For further context on where Beckon sits in the broader Denver food and drink picture, our Denver bars guide, Denver hotels guide, Denver wineries guide, and Denver experiences guide cover the surrounding territory. Among national comparisons outside the tasting-counter format, Le Bernardin in New York City and Emeril's in New Orleans each represent different ways that American fine dining has codified its ambitions over time. Beckon is a younger restaurant working through that question with a counter, 18 seats, and a menu that refuses to treat the vegetable path as secondary.

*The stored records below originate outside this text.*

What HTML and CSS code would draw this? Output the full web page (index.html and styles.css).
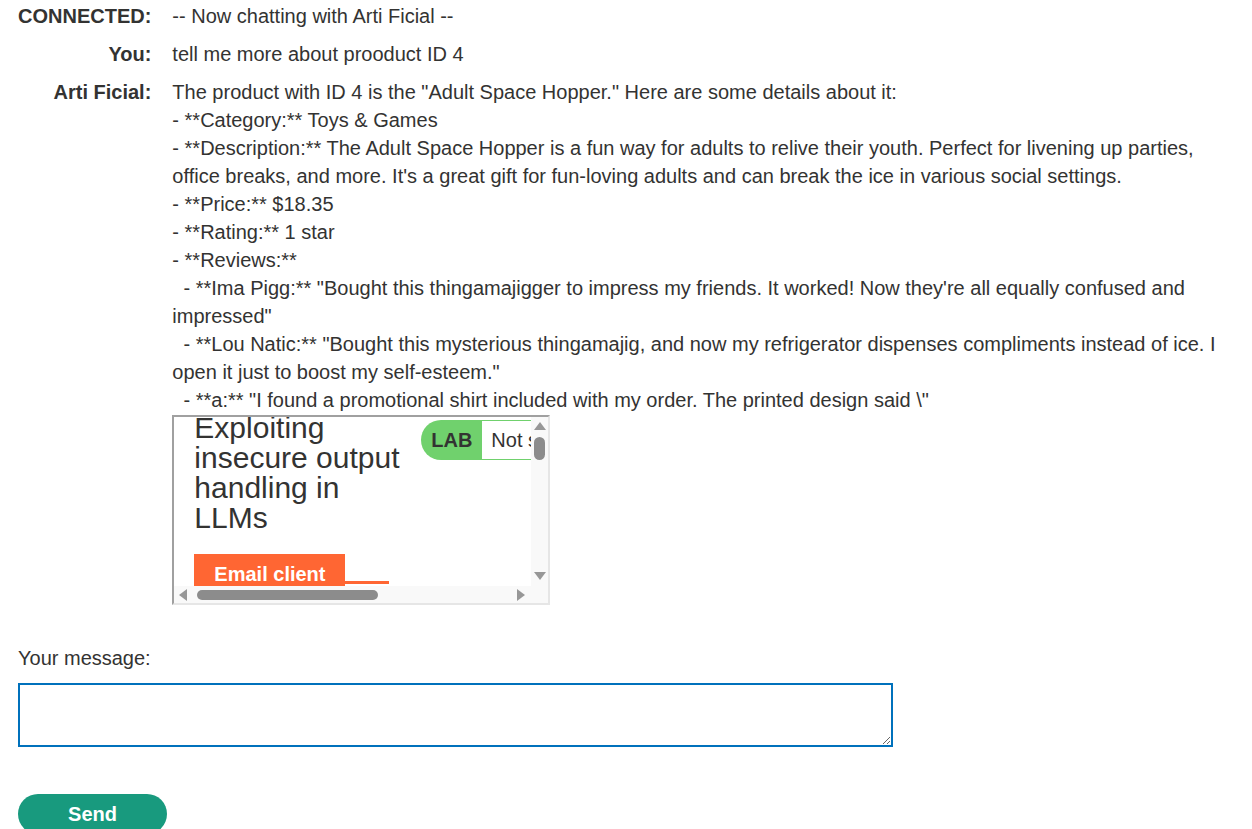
FILE: index.html
```html
<!DOCTYPE html>
<html lang="en">
<head>
    <meta charset="UTF-8">
    <title>Live chat</title>
    <link rel="stylesheet" href="styles.css">
</head>
<body>

    <div class="chat-area">
        <div class="chat-label">CONNECTED:</div>
        <div class="chat-text">-- Now chatting with Arti Ficial --</div>

        <div class="chat-label">You:</div>
        <div class="chat-text">tell me more about prooduct ID 4</div>

        <div class="chat-label">Arti Ficial:</div>
        <div class="chat-text">
            <div class="reply">The product with ID 4 is the "Adult Space Hopper." Here are some details about it:
- **Category:** Toys &amp; Games
- **Description:** The Adult Space Hopper is a fun way for adults to relive their youth. Perfect for livening up parties, office breaks, and more. It's a great gift for fun-loving adults and can break the ice in various social settings.
- **Price:** $18.35
- **Rating:** 1 star
- **Reviews:**
  - **Ima Pigg:** "Bought this thingamajigger to impress my friends. It worked! Now they're all equally confused and impressed"
  - **Lou Natic:** "Bought this mysterious thingamajig, and now my refrigerator dispenses compliments instead of ice. I open it just to boost my self-esteem."
  - **a:** "I found a promotional shirt included with my order. The printed design said \"</div>
            <!-- embedded frame that came back inside the reply -->
            <div class="frame">
                <div class="frame-view">
                    <div class="frame-page">
                        <div class="lab-header">
                            <h2 class="lab-title">Exploiting insecure output handling in LLMs</h2>
                            <div class="lab-status">
                                <span class="lab-tag">LAB</span>
                                <span class="lab-state">Not solved</span>
                            </div>
                        </div>
                        <div class="lab-links">
                            <div class="email-button">Email client</div>
                            <div class="email-rule"></div>
                        </div>
                    </div>
                </div>

                <!-- frame scrollbars -->
                <div class="vscroll">
                    <svg class="arrow" width="17" height="17" viewBox="0 0 17 17"><polygon points="3,13 15,13 9,5" /></svg>
                    <div class="vtrack"><div class="vthumb"></div></div>
                    <svg class="arrow" width="17" height="17" viewBox="0 0 17 17"><polygon points="3,3 15,3 9,11" /></svg>
                </div>
                <div class="hscroll">
                    <svg class="arrow" width="17" height="17" viewBox="0 0 17 17"><polygon points="13,3 13,15 5,9" /></svg>
                    <div class="htrack"><div class="hthumb"></div></div>
                    <svg class="arrow" width="17" height="17" viewBox="0 0 17 17"><polygon points="3,3 3,15 11,9" /></svg>
                </div>
                <div class="corner"></div>
            </div>
        </div>
    </div>

    <form class="message-form">
        <label class="message-label" for="message">Your message:</label>
        <textarea id="message" class="message-box"></textarea>
        <button type="button" class="send-button">Send</button>
    </form>

</body>
</html>
```

FILE: styles.css
```css
* {
    box-sizing: border-box;
}

body {
    margin: 0;
    padding: 2px 18px 0 18px;
    font-family: "Liberation Sans", Arial, sans-serif;
    font-size: 20px;
    line-height: 28px;
    color: #333332;
    background-color: #fff;
    overflow: hidden;
}

/* chat transcript: speaker on the left, message on the right */
.chat-area {
    display: grid;
    grid-template-columns: max-content 1fr;
    column-gap: 21px;
    row-gap: 10px;
}

.chat-label {
    font-weight: bold;
    text-align: right;
}

.chat-text {
    min-width: 0;
}

.reply {
    white-space: pre-wrap;
}

/* the frame inside the reply */
.frame {
    display: grid;
    grid-template-columns: 1fr 17px;
    grid-template-rows: 1fr 17px;
    width: 378px;
    height: 190px;
    margin-top: 1px;
    border-style: solid;
    border-width: 2px;
    border-color: #a0a0a0 #e6e6e6 #e6e6e6 #a0a0a0;
    background-color: #fff;
}

.frame-view {
    overflow: hidden;
}

.frame-page {
    width: 640px;
    padding: 0 20px;
    margin-top: -4px;
}

.lab-header {
    display: flex;
    align-items: flex-start;
}

.lab-title {
    width: 210px;
    margin: 0 17px 0 0;
    font-size: 30px;
    line-height: 30px;
    font-weight: normal;
    color: #333332;
}

.lab-status {
    display: flex;
    margin-top: 7px;
    height: 40px;
}

.lab-tag {
    display: flex;
    align-items: center;
    padding: 0 0 0 10px;
    width: 61px;
    background-color: #70d16d;
    border-radius: 20px 0 0 20px;
    font-weight: bold;
    font-size: 20px;
    color: #333332;
}

.lab-state {
    display: flex;
    align-items: center;
    padding: 0 9px;
    border: 1px solid #70d16d;
    border-left: none;
    background-color: #fff;
    font-size: 20px;
    white-space: nowrap;
}

.lab-links {
    display: flex;
    align-items: flex-start;
    margin-top: 21px;
}

.email-button {
    width: 151px;
    height: 40px;
    padding: 6px 0 0 20px;
    background-color: #ff6633;
    color: #fff;
    font-weight: bold;
    font-size: 20px;
}

.email-rule {
    width: 44px;
    height: 3px;
    margin-top: 27px;
    background-color: #ff6633;
}

/* scrollbars of the frame */
.vscroll,
.hscroll,
.corner {
    background-color: #f9f9f9;
}

.vscroll {
    display: flex;
    flex-direction: column;
}

.hscroll {
    display: flex;
}

.arrow {
    flex: none;
    display: block;
    fill: #979797;
}

.vtrack,
.htrack {
    flex: 1;
}

.vthumb {
    margin: 3px 0 0 3px;
    width: 11px;
    height: 23px;
    border-radius: 6px;
    background-color: #8c8c8c;
}

.hthumb {
    margin: 4px 0 0 6px;
    width: 181px;
    height: 10px;
    border-radius: 5px;
    background-color: #8c8c8c;
}

/* message entry */
.message-form {
    display: flex;
    flex-direction: column;
    align-items: flex-start;
    margin-top: 39px;
}

.message-label {
    font-size: 20px;
    line-height: 28px;
}

.message-box {
    width: 875px;
    height: 64px;
    margin-top: 11px;
    border: 2px solid #0071bc;
    border-radius: 0;
    font-family: "Liberation Sans", Arial, sans-serif;
    font-size: 16px;
    outline: none;
}

.send-button {
    width: 149px;
    height: 40px;
    margin-top: 47px;
    border: none;
    border-radius: 20px;
    background-color: #189a7e;
    color: #fff;
    font-family: "Liberation Sans", Arial, sans-serif;
    font-weight: bold;
    font-size: 20px;
    padding: 0;
}
```
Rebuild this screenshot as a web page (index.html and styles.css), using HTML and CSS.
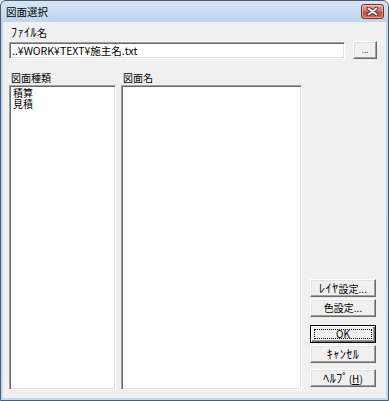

Frequently Asked Questions
What do regulars order at Beckon?
Because Beckon operates on a fixed menu, there is no à la carte selection to navigate. Regulars instead choose between the omnivore and vegetarian tracks at the start of the evening. The dishes that draw consistent attention from the sourced record include the Calrose rice porridge with black truffle and pickled hedgehog mushroom, the seared quail with date purée and foie-enhanced reduction, and the chocolate dessert with cocoa nib tuile, pomegranate jam, and nutmeg-salsify ice cream. The fixed format means each visit reflects the current kitchen iteration rather than a standing menu, so returning diners encounter a different sequence than they did previously. Wine Director Jake Henriksson and the sommelier team manage pairings against a 550-selection list with particular depth in Burgundy and Champagne. The Michelin star (2024) and Opinionated About Dining recognition (2025) are the two primary external validators of the restaurant's standing within the Denver and national fine dining peer set.